I already somewhat screwed up spraying fixative on the ocre colors. Aaargh. The fixative I used was for pastels, so I thought it would work, but the ocre colors sligthly bled, just a tiny bit but noticeable to me close up. Fortunately, it is still a work of art!!! But I wish I just left it alone and let it wear, or not, naturally.

So I think I am (a) gonna try to stop idealizing Aboriginal culture and my didg and (b) gonna follow the advice of another thread I read in a Google search on this, from an Australian site, and just leave it all natural. Let nature take its course. It may crack, or it may not. If it does, then I will just repair the crack. In fact, some Australian woodworkers pointed out that treating the bore with tung oil can cause some woods to crack!!! Following reasonable precautions should prevent problems, and as the woodworkers pointed out eucalyptis is a very dense and strong wood that will not be affected much by the moisture from playing.

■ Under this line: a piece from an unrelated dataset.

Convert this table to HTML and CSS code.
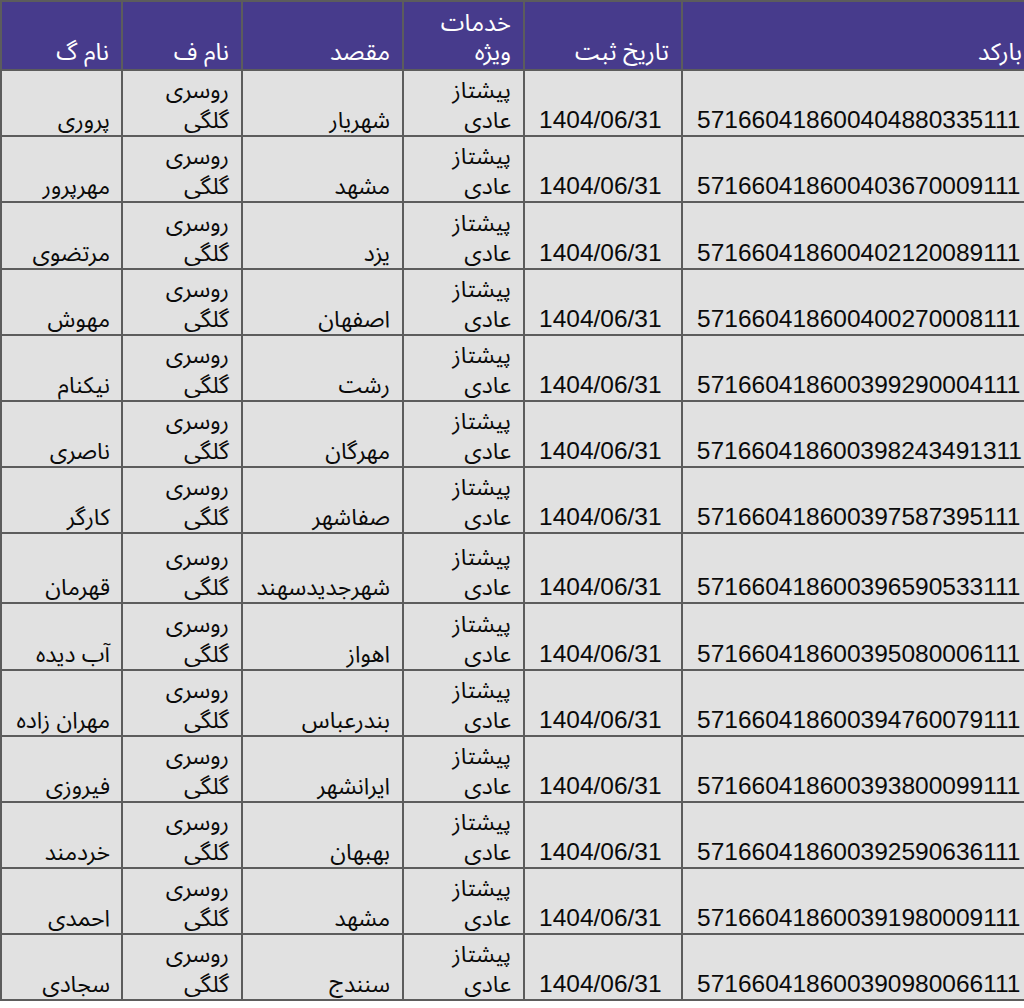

My preventative approach is to break it in a bit more consciously, not over-play it in a single session, and rotate it while playing to distribute any moisture more evently. Might be a good idea to tie a string to a rag and bull it thru after playing, like they do on some flutes, to blot up any excessive moisture.

When I met David Bl*n*s* he had his favorite didg with him...and it was held together almost from top to bottom, so help me, with duct tape. But what a sound!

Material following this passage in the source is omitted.